I used Callifolio Andrinople for a few weeks in a Pelikan M600 with a broad nib, and also with a Lamy Safari with an extra-fine nib. It’s a dry-writing ink, rendering a nice tight line, but I never saw the slightest hesitation in startup or flow.
Andrinople did not feel very lubricated, however. Even in the Pelikan, which has generous flow, Andrinople felt almost chalky. It wasn’t scratchy but it wasn’t smooth and silky.
The color is a cheerful, reddish leaning pink, with beautiful shading. At times it looked almost raspberry, particularly on Tomoe River paper.

Andrinople is such an unsaturated ink that I thought it looked best with a wet-writing pen with a broad nib, like the Pelikan. Here it is on Rhodia paper.

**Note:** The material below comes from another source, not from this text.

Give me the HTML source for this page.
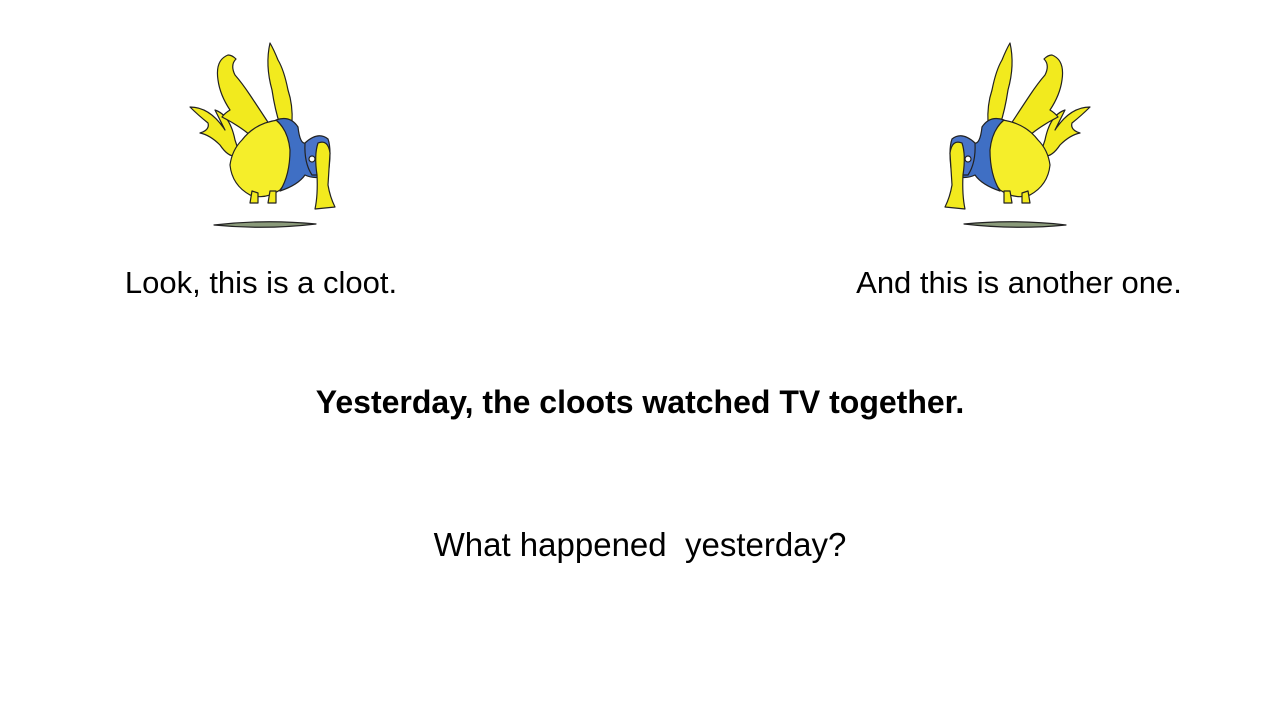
<!DOCTYPE html>
<html><head><meta charset="utf-8"><style>
html,body{margin:0;padding:0;background:#fff;}
body{width:1280px;height:720px;position:relative;overflow:hidden;font-family:"Liberation Sans",sans-serif;color:#000;}
.t{position:absolute;white-space:nowrap;transform:translateX(-50%);font-size:31px;line-height:1;}
svg{position:absolute;left:0;top:0;}
</style></head><body>
<svg width="1280" height="720" viewBox="0 0 1280 720">
<defs>
<g id="cloot" stroke="#222" stroke-width="1.2" stroke-linejoin="round">
  <path d="M34 190 Q85 184 136 189 Q85 195 34 190Z" fill="#8a9a7a"/>
  <path d="M10 72 Q30 72 45 95 L35 75 Q50 80 55 105 L60 120 Q50 125 40 110 Q30 100 20 98 Q30 95 28 88 Q18 80 10 72Z" fill="#f2ea1e"/>
  <path d="M48 20 Q35 25 38 45 Q40 60 50 75 Q45 78 42 82 Q58 90 70 100 L95 98 Q80 75 70 60 Q62 48 55 40 Q50 30 56 24 Q52 20 48 20Z" fill="#f2ea1e"/>
  <path d="M90 8 Q85 30 92 55 Q95 75 100 90 L112 88 Q113 70 108 55 Q104 35 98 25 Q94 15 90 8Z" fill="#f2ea1e"/>
  <path d="M62 105 Q75 88 98 85 Q110 88 112 110 Q113 140 100 155 Q85 165 70 160 Q52 150 50 130 Q52 115 62 105Z" fill="#f5ee2a"/>
  <path d="M96 85 Q110 80 118 92 Q120 110 126 108 Q140 98 148 108 L148 140 Q135 145 125 140 Q118 150 100 156 Q110 140 110 115 Q108 95 96 85Z" fill="#3f6fc4"/>
  <path d="M125 108 Q138 96 148 104 Q152 115 148 140 L132 140 Q124 128 125 108Z" fill="#4a74c8"/>
  <circle cx="132" cy="124" r="3" fill="#fff"/>
  <path d="M138 108 Q148 104 150 118 L148 150 Q150 162 155 172 L135 174 Q138 160 137 140 Q134 120 138 108Z" fill="#f2ea1e"/>
  <path d="M72 156 L70 168 L78 168 L78 158Z" fill="#f2ea1e"/>
  <path d="M90 156 L88 168 L96 168 L96 156Z" fill="#f2ea1e"/>
</g>
</defs>
<use href="#cloot" transform="translate(180,35)"/>
<use href="#cloot" transform="translate(1100,35) scale(-1,1)"/>
</svg>
<div class="t" style="left:261px;top:267px;">Look, this is a cloot.</div>
<div class="t" style="left:1019px;top:267px;">And this is another one.</div>
<div class="t" style="left:640px;top:386px;font-weight:bold;font-size:32px;">Yesterday, the cloots watched TV together.</div>
<div class="t" style="left:640px;top:528px;font-size:33px;">What happened &nbsp;yesterday?</div>
</body></html>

A Lamy Safari is a much drier-writing pen, and I used an extra-fine nib, to boot. Andrinople had praiseworthy, indeed impeccable, flow in the Safari. But Andrinople’s color is weaker and less compelling when you see less of it.
Using the Safari with extra-fine nib made Callifolio Andrinople hard to read on fountain-pen friendly paper. Here it is on Rhodia.

And here it is with the extra-fine nib on Tomoe River.

In contrast, here it is on Staples Sustainable Earth, with both pens. Sustainable Earth is my everyday paper, and it’s more absorbent than Rhodia or Tomoe River. Andrinople looked a bit more legible with the extra-fine nib on Sustainable Earth.

In fact, the low saturation and relative dryness of Callifolio Andrinople seems to make it a superior performer on cheaper or more absorbent papers. The worse the paper, the better the ink did. Andrinople resisted feathering beautifully. And the color became deeper and more legible on more absorbent paper.
I even loved it on Field Notes, even with a broad nib. There was no shading, but it was completely feather-free. And look how much better Andrinople looks with an extra-fine nib on the absorbent paper Field Notes uses.

Andrinople cleaned up very easily from both pens, as easily as any ink I’ve ever used. As a corollary, it’s not very water-resistant. Some ink remained on regular paper, but almost none on Rhodia.

As a red-leaning pink ink, Callifolio Andrinople resides in one of my favorite color ranges, so I actually have a fair amount of similarly colored inks. Here it is compared to three of the closest.

Caran d’Ache Divine Pink and Kaweco Ruby Red are similar in color, but more saturated and darker. The Caran d’Ache and Kaweco inks are more expensive, but both also are more legible and useful in a finer or drier pen. And both are excellent performers, like Andrinople.
I happen to have had both Andrinople and Divine Pink inked at the same time, so here is a photo showing Callifolio Andrinople, in a Pelikan with a broad nib, next to Caran d’Ache Divine Pink in a Pelikan with a fine nib.

The closest ink I have to Callifolio Andrinople actually is J. Herbin Rouge Bourgogne.
Andrinople and Rouge Bourgogne are not identical. The hue is different. And Andrinople is a drier ink than Rouge Bourgogne, which writes a narrower line. But the two inks look very similar in the pen. And both perform equally well on poor paper.
Here are writing samples of both in the same Pelikan with broad nib and in Safaris with extra-fine nibs.

Callifolio Andrinople, the first in each pair, seemed stronger than Rouge Bourgogne with the broad nib, but wrote narrower and had a weaker color with the extra-fine nib. I wouldn’t use Andrinople again in an extra-fine, or perhaps even a fine nib pen. But I would with Rouge Bourgogne.